In my differential equations class, we are reading from "The Qualitative Theory for Differential Equations." My question is about one of the requirements for uniqueness of a solution to a differential equation.
An example from the book writes:
$y'=\alpha y$
and I can understand this from my computational diffyq class, $y(t)=ce^{\alpha t}$, but then the book rewrites this as: $f(t,y)=\alpha y$, as a function of the (t,y) plane.
This is where my understanding breaks down. Perhaps I am overthinking it or intimidated, but I cannot come to terms with "the t-y plane". I am used to thinking of it as the XY plane, as in elementary school, yet $y(t)=ce^{\alpha t}$ is always unequal to zero, so how could it be thought of as an axis to a plane? The book also mentions regions in (n+1)-dimensional euclidean space, where the variables are functions of t.
Anything that might help my intuition is welcome, thanks!

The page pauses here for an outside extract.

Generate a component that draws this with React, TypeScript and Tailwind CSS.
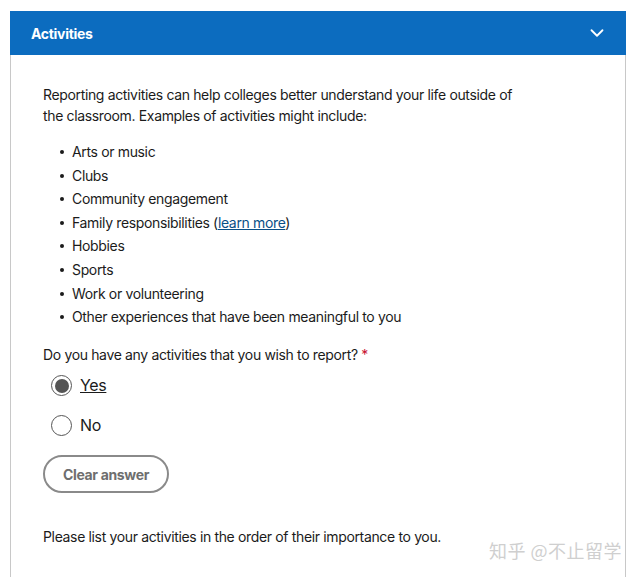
import { ChevronDown } from "lucide-react";

const items = [
  "Arts or music",
  "Clubs",
  "Community engagement",
  "FAMILY",
  "Hobbies",
  "Sports",
  "Work or volunteering",
  "Other experiences that have been meaningful to you",
];

export default function App() {
  return (
    <div className="relative min-h-[577px] bg-white pt-[11px] pl-[10px] pr-[13px] font-['Inter',sans-serif] tracking-[-0.35px] text-[#1b1b1b]">
      <section className="min-h-[566px] border-x border-[#c8c8c8]">
        <header className="-mx-px flex h-[44px] items-center justify-between bg-[#0c6cbf] pl-[21px] pr-[18px] text-white">
          <h2 className="text-[14px] font-bold tracking-[-0.3px]">Activities</h2>
          <ChevronDown className="h-[22px] w-[22px]" strokeWidth={2} />
        </header>

        <div className="px-[32px] pt-[29px] text-[14px] leading-[21px]">
          <p className="max-w-[480px]">
            Reporting activities can help colleges better understand your life outside of the classroom. Examples of
            activities might include:
          </p>

          <ul className="mt-[15px] space-y-[2.6px] pl-[29px]">
            {items.map((t) => (
              <li key={t} className="relative">
                <span className="absolute -left-[12px] top-[9px] h-[4px] w-[4px] rounded-full bg-[#1b1b1b]" />
                {t === "FAMILY" ? (
                  <>
                    Family responsibilities (
                    <a href="#" className="text-[#0a4f86] underline">
                      learn more
                    </a>
                    )
                  </>
                ) : (
                  t
                )}
              </li>
            ))}
          </ul>

          <p className="mt-[17px]">
            Do you have any activities that you wish to report? <span className="text-[#c8102e]">*</span>
          </p>

          <div className="mt-[10px] flex flex-col gap-[19px] pl-[8px] text-[16px]">
            <label className="flex items-center gap-[8px]">
              <span className="flex h-[21px] w-[21px] items-center justify-center rounded-full border border-[#555]">
                <span className="h-[14px] w-[14px] rounded-full bg-[#555]" />
              </span>
              <span className="underline">Yes</span>
            </label>
            <label className="flex items-center gap-[8px]">
              <span className="h-[21px] w-[21px] rounded-full border border-[#555]" />
              <span>No</span>
            </label>
          </div>

          <button className="mt-[19px] h-[38px] rounded-full border-2 border-[#8a8a8a] px-[18px] text-[14px] font-bold text-[#6e6e6e]">
            Clear answer
          </button>

          <p className="mt-[33px]">Please list your activities in the order of their importance to you.</p>
        </div>
      </section>

      <div className="absolute right-[17px] top-[537px] font-['Noto_Sans_CJK_SC',sans-serif] text-[18px] tracking-[0.5px] text-[#cfcfcf]">
        知乎 @不止留学
      </div>
    </div>
  );
}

In some application of differential equation the independent variable is time. For example if you put your money in the bank and the interest rate is $5$ percent per year, the differential equation is $y'=0.05y$ where y=y(t) is the balance at time $t$.
If you want to graph your solution you will get a curve, which is the graph of $y=y(0)e^{0.05 t} $ and you graph it in the $ty$ plane instead of $xy$ plane.
Now if you have a system of differential equations you may have to consider the $tY$ space where$ Y=(y_1,y_2,..., y_n)$ is a vector whose components are functions of $t$
In summary, instead of $x$ you can call your independent variable $t$ or whatever else depending the model that you are working on.